More like music and art, a poem communicates by inviting a response that comes out of emotion, intuition, whatever your own impression is. A good poem makes you say, “Yes, I understand now, more than I did before” or “Yes, this speaks to my experience; it names something I had no words for.” Or sometimes it just elicits a gasp that says, “Yes, that’s true! Amen!”
In my experience, the kind of reading that good poetry invites also translates into closer attention to the world and the people around us, a deeper awareness of what we really feel and care about, and a fuller appreciation of both the pain and the richness of life. That is why I like to invite people to approach poems in a spirit of prayer.

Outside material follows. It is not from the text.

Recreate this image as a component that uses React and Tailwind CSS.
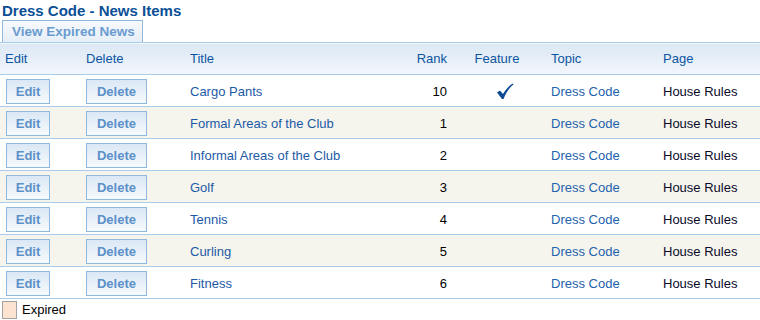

“Reading a Poem Whole” as a Prayer Practice
In this class we’ll walk through a process of reading with some of my favorite poems (chosen because I like them: I make no apology about this!). I call this process “reading a poem whole.” Together we will:
- Read and listen to poems
- Pause and meditate on what we’ve heard
- Write something in response (not necessarily for sharing)
- Quietly and deeply, pray
During this process, we’ll notice how the words of poetry, crafted by wise poets, can actually shape our vision and our openness to the world and so deepen our relationship to the Holy One.

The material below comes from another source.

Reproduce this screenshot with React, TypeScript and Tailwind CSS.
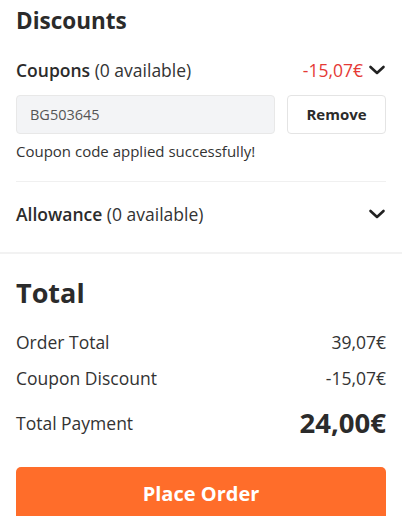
import React from "react";

function Chevron() {
  return (
    <svg width="18" height="12" viewBox="0 0 18 12" fill="none" stroke="#222" strokeWidth="2.6" strokeLinecap="round" strokeLinejoin="round">
      <path d="M2.5 3l6.5 6 6.5-6" />
    </svg>
  );
}

export default function App() {
  return (
    <div className="w-[402px] h-[516px] overflow-hidden bg-white text-[#333]" style={{ fontFamily: '"Open Sans", sans-serif' }}>
      <div className="px-4 pt-[4px]">
        <h2 className="text-[22.5px] font-bold leading-[34px] text-[#2b2b2b]">Discounts</h2>
        <div className="mt-[19px] flex items-center justify-between h-[26px]">
          <div className="text-[17.5px]"><span className="font-semibold text-[#2b2b2b]">Coupons</span> (0 available)</div>
          <div className="flex items-center gap-[5px]">
            <span className="text-[17.5px] text-[#e53935]">-15,07€</span>
            <Chevron />
          </div>
        </div>
        <div className="mt-[12px] flex gap-3">
          <div className="flex-1 h-[39px] rounded bg-[#f3f4f6] border border-[#e8e8e8] flex items-center px-[13px] text-[14.5px] text-[#555]">BG503645</div>
          <button className="w-[99px] h-[39px] rounded border border-[#e4e4e4] bg-white text-[15px] font-bold text-[#2b2b2b]">Remove</button>
        </div>
        <p className="mt-[7px] text-[15px] leading-[20px] text-[#333]">Coupon code applied successfully!</p>
        <div className="mt-[20px] border-t border-[#f0f0f0]" />
        <div className="flex items-center justify-between h-[64px]">
          <div className="text-[17.5px]"><span className="font-semibold text-[#2b2b2b]">Allowance</span> (0 available)</div>
          <Chevron />
        </div>
      </div>
      <div className="mt-[6px] h-[2px] bg-[#f2f2f2]" />
      <div className="px-4">
        <h2 className="mt-[21px] text-[27px] font-bold leading-[36px] text-[#2b2b2b]">Total</h2>
        <div className="mt-[19px] flex justify-between text-[17.5px] leading-[24px]">
          <span>Order Total</span><span>39,07€</span>
        </div>
        <div className="mt-[12px] flex justify-between text-[17.5px] leading-[24px]">
          <span>Coupon Discount</span><span>-15,07€</span>
        </div>
        <div className="mt-[14px] flex items-center justify-between h-[38px]">
          <span className="text-[17.5px]">Total Payment</span>
          <span className="text-[27.5px] font-bold text-[#2b2b2b]">24,00€</span>
        </div>
        <button className="mt-[25px] w-full h-[54px] rounded-[5px] bg-[#ff6d2a] text-white text-[20px] font-bold leading-[28px]">Place Order</button>
      </div>
    </div>
  );
}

Course Schedule and Topics
Here’s a preview of what we’ll be doing over these five weeks:
- Week 1 (March 2) – Exploring poetry as contemplative practice: reading in a fresh and prayerful way
- Week 2 (March 9) – Letting poems invite us into a spiritual practice of attentiveness
- Week 3 (March 16) – Letting poems convict us: poetry that calls us to honesty, repentance, and transformation
- Week 4 (March 23) – Exploring how poetry can deepen our practice of intercession, calling us to see one another more deeply across barriers of race, culture, and various forms of “othering”
- Week 5 (March 30) – Poems out of scripture: poetry reading and sharing as we turn toward Holy Week
I’m still choosing the poems to use this time around, but I can say that among the poets I love and will be reading or rereading are Mary Oliver, Wendell Berry, Lucille Clifton, Joy Harjo, Vassar Miller, Denise Levertov, Scott Cairns, Maya Angelou, Naomi Shihab Nye, Gerard Manley Hopkins, R.S. Thomas, George Herbert, Jane Kenyon, maybe some of my own poetry, and the list goes on and on. Class members may also bring favorite poems to share. I love learning how favorite poems touch people who are encountering them for the first time.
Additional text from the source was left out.